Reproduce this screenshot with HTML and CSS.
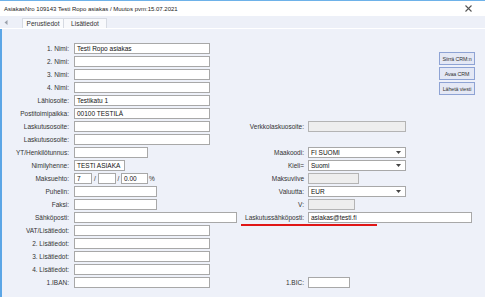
FILE: index.html
```html
<!DOCTYPE html>
<html lang="fi">
<head>
<meta charset="utf-8">
<title>Asiakas</title>
<link rel="stylesheet" href="styles.css">
</head>
<body>
<div class="window">
  <div class="titlebar">
    <span class="title">AsiakasNro 109143 Testi Ropo asiakas / Muutos pvm:15.07.2021</span>
    <svg class="close" width="7" height="7" viewBox="0 0 7 7"><path d="M0.5 0.5 L6.5 6.5 M6.5 0.5 L0.5 6.5" stroke="#555" stroke-width="1.1" fill="none"/></svg>
  </div>
  <div class="tabbar">
    <svg class="tab-arrow" width="4" height="5" viewBox="0 0 4 5"><path d="M3.5 0 L3.5 5 L0.5 2.5 Z" fill="#9aa0aa"/></svg>
    <div class="tab active">Perustiedot</div>
    <div class="tab">Lisätiedot</div>
  </div>
  <div class="content">
    <div class="form">
      <label class="l">1. Nimi:</label><div class="f"><div class="inp w136">Testi Ropo asiakas</div></div>
      <div class="buttons">
        <div class="btn">Siirrä CRM:n</div>
        <div class="btn">Avaa CRM</div>
        <div class="btn">Lähetä viesti</div>
      </div>
      <label class="l">2. Nimi:</label><div class="f"><div class="inp w136"></div></div>
      <label class="l">3. Nimi:</label><div class="f"><div class="inp w136"></div></div>
      <label class="l">4. Nimi:</label><div class="f"><div class="inp w136"></div></div>
      <label class="l">Lähiosoite:</label><div class="f"><div class="inp w136">Testikatu 1</div></div>
      <label class="l">Postitoimipaikka:</label><div class="f"><div class="inp w136">00100 TESTILÄ</div></div>
      <label class="l">Laskutusosoite:</label><div class="f"><div class="inp w136"></div></div>
      <label class="rl">Verkkolaskuosoite:</label><div class="rf"><div class="inp dis w98"></div></div>
      <label class="l">Laskutusosoite:</label><div class="f"><div class="inp w136"></div></div>
      <label class="l">YT/Henkilötunnus:</label><div class="f"><div class="inp w74"></div></div>
      <label class="rl">Maakoodi:</label><div class="rf"><div class="sel w98"><span>FI SUOMI</span><svg class="caret" width="5" height="3" viewBox="0 0 5 3"><path d="M0 0 L5 0 L2.5 3 Z" fill="#444"/></svg></div></div>
      <label class="l">Nimilyhenne:</label><div class="f"><div class="inp w51">TESTI ASIAKA</div></div>
      <label class="rl">Kieli=</label><div class="rf"><div class="sel w98"><span>Suomi</span><svg class="caret" width="5" height="3" viewBox="0 0 5 3"><path d="M0 0 L5 0 L2.5 3 Z" fill="#444"/></svg></div></div>
      <label class="l">Maksuehto:</label>
      <div class="f terms">
        <div class="inp w18">7</div><span class="sep">/</span>
        <div class="inp w18"></div><span class="sep">/</span>
        <div class="inp w27">0.00</div><span class="pct">%</span>
      </div>
      <label class="rl">Maksuviive</label><div class="rf"><div class="inp dis w51"></div></div>
      <label class="l">Puhelin:</label><div class="f"><div class="inp w83"></div></div>
      <label class="rl">Valuutta:</label><div class="rf"><div class="sel w98"><span>EUR</span><svg class="caret" width="5" height="3" viewBox="0 0 5 3"><path d="M0 0 L5 0 L2.5 3 Z" fill="#444"/></svg></div></div>
      <label class="l">Faksi:</label><div class="f"><div class="inp w83"></div></div>
      <label class="rl">V:</label><div class="rf"><div class="inp dis w47"></div></div>
      <label class="l">Sähköposti:</label><div class="f"><div class="inp w163"></div></div>
      <label class="rl marked">Laskutussähköposti:</label><div class="rf"><div class="inp w164">asiakas@testi.fi</div></div>
      <label class="l">VAT/Lisätiedot:</label><div class="f"><div class="inp w136"></div></div>
      <label class="l">2. Lisätiedot:</label><div class="f"><div class="inp w136"></div></div>
      <label class="l">3. Lisätiedot:</label><div class="f"><div class="inp w136"></div></div>
      <label class="l">4. Lisätiedot:</label><div class="f"><div class="inp w136"></div></div>
      <label class="l">1.IBAN:</label><div class="f"><div class="inp w136"></div></div>
      <label class="rl">1.BIC:</label><div class="rf"><div class="inp w42"></div></div>
    </div>
  </div>
</div>
</body>
</html>
```

FILE: styles.css
```css
* { box-sizing: border-box; }
html, body {
  margin: 0;
  padding: 0;
  width: 485px;
  height: 297px;
  overflow: hidden;
  background: #eef1f9;
}
.window {
  width: 485px;
  height: 297px;
  display: flex;
  flex-direction: column;
  font-family: "Liberation Sans", Arial, sans-serif;
  font-size: 6.5px;
  color: #2a2a2a;
}
.titlebar {
  height: 16px;
  flex: none;
  background: #ffffff;
  border-top: 1px solid #6eb2e9;
  display: flex;
  align-items: center;
  justify-content: space-between;
  padding: 0 13px 0 4px;
}
.title { color: #222; font-size: 6px; }
.close { display: block; }
.tabbar {
  height: 13px;
  flex: none;
  background: #edf0f8;
  border-bottom: 1px solid #ffffff;
  display: flex;
  align-items: flex-end;
  padding-left: 4px;
}
.tab-arrow { align-self: center; margin-right: 14px; }
.tab {
  height: 10px;
  padding: 0 5px;
  display: flex;
  align-items: center;
  justify-content: center;
  background: #f8f9fc;
  border: 1px solid #d6dae2;
  border-bottom: none;
  color: #333;
}
.tab.active { width: 42px; background: #fafbfd; }
.tab + .tab { width: 43px; border-left: none; }
.content {
  flex: 1;
  background: #eef1f9;
  border-left: 2px solid #5ba6e6;
  padding-top: 14px;
}
.form {
  display: grid;
  grid-template-columns: 72px 167px 67px 172px;
  grid-auto-rows: 13px;
}
.l, .rl {
  text-align: right;
  line-height: 11px;
  padding-right: 4px;
  white-space: nowrap;
  color: #333;
}
.l { grid-column: 1; padding-right: 5px; }
.f { grid-column: 2; }
.rl { grid-column: 3; }
.rf { grid-column: 4; }
.marked { position: relative; }
.marked::after {
  content: "";
  position: absolute;
  left: 0;
  top: 12px;
  width: 136px;
  height: 2px;
  background: #e01616;
}
.inp, .sel {
  height: 11px;
  border: 1px solid #a8a8a8;
  background: #ffffff;
  padding-left: 2px;
  line-height: 9px;
  color: #111;
  white-space: nowrap;
  overflow: hidden;
}
.dis { background: #eeeeee; border-color: #b4b4b4; }
.sel {
  display: flex;
  align-items: center;
  justify-content: space-between;
  padding-right: 4px;
}
.caret { display: block; }
.w18 { width: 18px; }
.w27 { width: 27px; }
.w42 { width: 42px; }
.w47 { width: 47px; }
.w51 { width: 51px; }
.w74 { width: 74px; }
.w83 { width: 83px; }
.w98 { width: 98px; }
.w136 { width: 136px; }
.w163 { width: 163px; }
.w164 { width: 164px; }
.terms { display: flex; align-items: flex-start; }
.sep { line-height: 11px; width: 5px; text-align: center; color: #333; }
.terms .sep:first-of-type { width: 6px; }
.pct { line-height: 11px; margin-left: 1px; color: #333; }
.buttons {
  grid-column: 4;
  grid-row: span 6;
  display: flex;
  flex-direction: column;
  align-items: flex-end;
  gap: 2px;
  padding-top: 9px;
  padding-right: 5px;
}
.btn {
  width: 36px;
  height: 13px;
  padding: 0;
  border: 1px solid #8ea3d4;
  background: #e4e8f5;
  font-size: 5.3px;
  letter-spacing: -0.1px;
  color: #333;
  display: flex;
  align-items: center;
  justify-content: center;
  white-space: nowrap;
  overflow: visible;
}
```
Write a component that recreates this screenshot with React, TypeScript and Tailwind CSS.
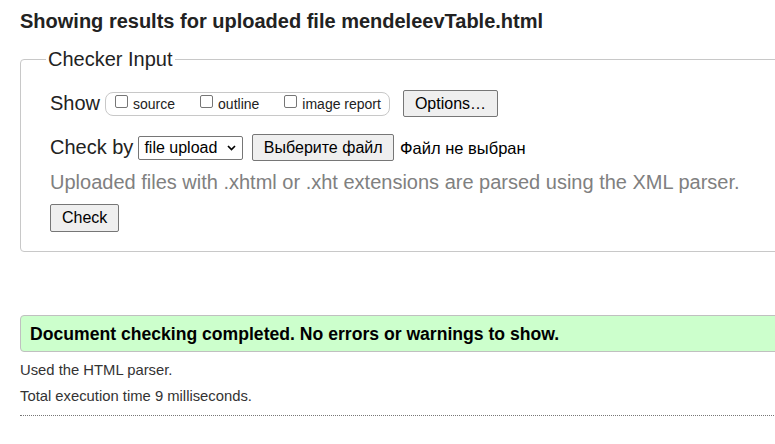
import React from "react";

function Box({ label }: { label: string }) {
  return (
    <span className="flex items-center">
      <span className="mb-[5px] h-[13px] w-[13px] rounded-[2px] border border-[#767676] bg-white" />
      <span className="ml-[5px] text-[14px] leading-[16px] text-[#222]">{label}</span>
    </span>
  );
}

export default function App() {
  return (
    <div className="h-[444px] w-[775px] overflow-hidden bg-white font-['Liberation_Sans',Arial,sans-serif] text-[#222]">
      <div className="w-[840px] pl-[20px]">
        <h2 className="pt-[10px] text-[20px] font-bold leading-[23px] text-[#222]">
          Showing results for uploaded file mendeleevTable.html
        </h2>
        <fieldset className="mt-[15px] rounded-[4px] border border-[#c8c8c8] pb-[19px] pl-[29px] pr-4 pt-[19px]">
          <legend className="-ml-[4px] px-[2px] text-[20px] leading-[23px] text-[#222]">Checker Input</legend>
          <div className="flex h-[27px] items-center">
            <span className="text-[20px] leading-[23px]">Show</span>
            <div className="ml-[5px] flex h-[24px] items-center rounded-[8px] border border-[#c8c8c8] pl-[9px] pr-[8px]">
              <Box label="source" />
              <span className="w-[25px]" />
              <Box label="outline" />
              <span className="w-[25px]" />
              <Box label="image report" />
            </div>
            <button className="ml-[13px] h-[27px] rounded-[2px] border border-[#767676] bg-[#efefef] px-[11px] text-[16px] leading-[18px] text-black">
              Options…
            </button>
          </div>
          <div className="mt-[17px] flex h-[27px] items-center">
            <span className="text-[20px] leading-[23px]">Check by</span>
            <div className="ml-[5px] flex h-[24px] items-center rounded-[2px] border border-[#767676] bg-white pl-[5px] pr-[6px]">
              <span className="text-[16px] leading-[18px] text-black">file upload</span>
              <svg className="ml-[10px]" width="9" height="6" viewBox="0 0 9 6">
                <path d="M1 1 L4.5 4.5 L8 1" fill="none" stroke="#000" strokeWidth="1.7" />
              </svg>
            </div>
            <button className="ml-[9px] h-[27px] rounded-[2px] border border-[#767676] bg-[#efefef] px-[10.5px] text-[16px] leading-[18px] text-black">
              Выберите файл
            </button>
            <span className="ml-[6px] text-[16.5px] leading-[18px] text-black">Файл не выбран</span>
          </div>
          <p className="mt-[10px] text-[20px] leading-[23px] text-[#808080]">
            Uploaded files with .xhtml or .xht extensions are parsed using the XML parser.
          </p>
          <button className="mt-[10px] h-[28px] rounded-[2px] border border-[#767676] bg-[#efefef] px-[11px] text-[16px] leading-[18px] text-black">
            Check
          </button>
        </fieldset>
        <div className="mt-[63px] flex h-[37px] items-center rounded-[4px] border border-[#c0c0c0] bg-[#ccffcc] pl-[9px]">
          <span className="text-[17.6px] font-bold leading-[20px] text-black">
            Document checking completed. No errors or warnings to show.
          </span>
        </div>
        <p className="mt-[10px] text-[14.8px] leading-[16px] text-[#333]">Used the HTML parser.</p>
        <p className="mt-[10px] text-[14.8px] leading-[16px] text-[#333]">Total execution time 9 milliseconds.</p>
        <div className="mt-[11px] border-t border-dotted border-[#777]" />
      </div>
    </div>
  );
}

----

| STATED PROBLEM |
Leave out every picture, then retype exactly the lines from the one containing "Write a component" through the one containing "import React from".

| THE OUTPUT |
Write a component that recreates this screenshot with React, TypeScript and Tailwind CSS.
import React from "react";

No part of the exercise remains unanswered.